> _Given data_
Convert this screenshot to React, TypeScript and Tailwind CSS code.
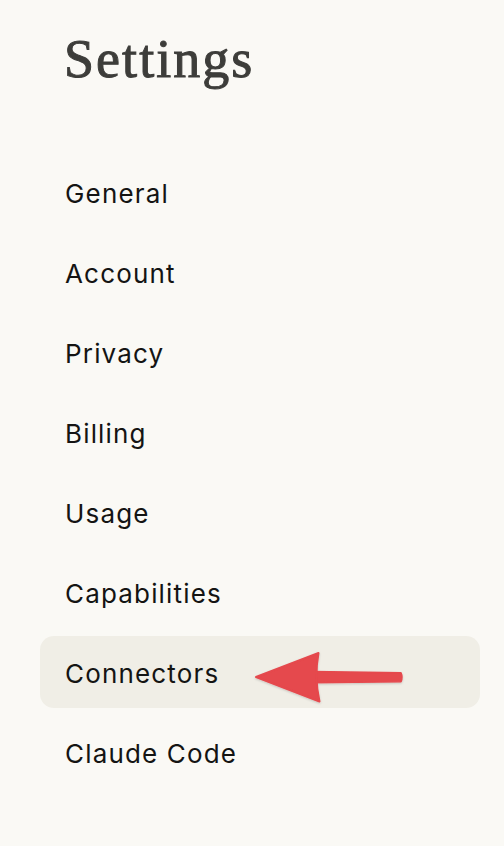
import React from "react";

const items = ["General", "Account", "Privacy", "Billing", "Usage", "Capabilities", "Connectors", "Claude Code"];

export default function App() {
  return (
    <div className="relative min-h-[846px] w-[504px] bg-[#faf9f5] overflow-hidden">
      <div className="pl-[64px] pt-[27px] h-[156px]">
        <h1
          className="text-[54px] leading-[64px] text-[#3d3d3a] tracking-[0.038em] [-webkit-text-stroke:1px_#3d3d3a]"
          style={{ fontFamily: '"Liberation Serif", serif' }}
        >
          Settings
        </h1>
      </div>
      <nav className="flex flex-col gap-2 pl-10 pr-6">
        {items.map((it) => (
          <div
            key={it}
            className={`h-[72px] flex items-center pl-[25px] pt-[3px] rounded-[14px] text-[26px] text-[#141413] tracking-[0.045em] ${
              it === "Connectors" ? "bg-[#f0eee6]" : ""
            }`}
            style={{ fontFamily: 'Inter, "Noto Sans", sans-serif' }}
          >
            {it}
          </div>
        ))}
      </nav>
      <svg
        className="absolute left-0 top-0"
        width="504"
        height="846"
        viewBox="0 0 504 846"
      >
        <defs>
          <filter id="sh" x="-20%" y="-50%" width="140%" height="200%">
            <feDropShadow dx="0" dy="1" stdDeviation="1.2" floodColor="#000" floodOpacity="0.18" />
          </filter>
        </defs>
        <g filter="url(#sh)" fill="#e5484d" stroke="#e5484d" strokeLinejoin="round">
          <path d="M312 671.5 L401 672.7 Q403 677 401 681.8 L312 682.8 Z" strokeWidth="1.5" />
          <path d="M256 677 L318.5 653 Q314 677 319.5 701.5 Z" strokeWidth="2" />
        </g>
      </svg>
    </div>
  );
}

> _Given task_
Set every line down exactly as written, leaving each picture out.

> _Answer to this task_
Convert this screenshot to React, TypeScript and Tailwind CSS code.
import React from "react";

const items = ["General", "Account", "Privacy", "Billing", "Usage", "Capabilities", "Connectors", "Claude Code"];

export default function App() {
  return (
    <div className="relative min-h-[846px] w-[504px] bg-[#faf9f5] overflow-hidden">
      <div className="pl-[64px] pt-[27px] h-[156px]">
        <h1
          className="text-[54px] leading-[64px] text-[#3d3d3a] tracking-[0.038em] [-webkit-text-stroke:1px_#3d3d3a]"
          style={{ fontFamily: '"Liberation Serif", serif' }}
        >
          Settings
        </h1>
      </div>
      <nav className="flex flex-col gap-2 pl-10 pr-6">
        {items.map((it) => (
          <div
            key={it}
            className={`h-[72px] flex items-center pl-[25px] pt-[3px] rounded-[14px] text-[26px] text-[#141413] tracking-[0.045em] ${
              it === "Connectors" ? "bg-[#f0eee6]" : ""
            }`}
            style={{ fontFamily: 'Inter, "Noto Sans", sans-serif' }}
          >
            {it}
          </div>
        ))}
      </nav>
      <svg
        className="absolute left-0 top-0"
        width="504"
        height="846"
        viewBox="0 0 504 846"
      >
        <defs>
          <filter id="sh" x="-20%" y="-50%" width="140%" height="200%">
            <feDropShadow dx="0" dy="1" stdDeviation="1.2" floodColor="#000" floodOpacity="0.18" />
          </filter>
        </defs>
        <g filter="url(#sh)" fill="#e5484d" stroke="#e5484d" strokeLinejoin="round">
          <path d="M312 671.5 L401 672.7 Q403 677 401 681.8 L312 682.8 Z" strokeWidth="1.5" />
          <path d="M256 677 L318.5 653 Q314 677 319.5 701.5 Z" strokeWidth="2" />
        </g>
      </svg>
    </div>
  );
}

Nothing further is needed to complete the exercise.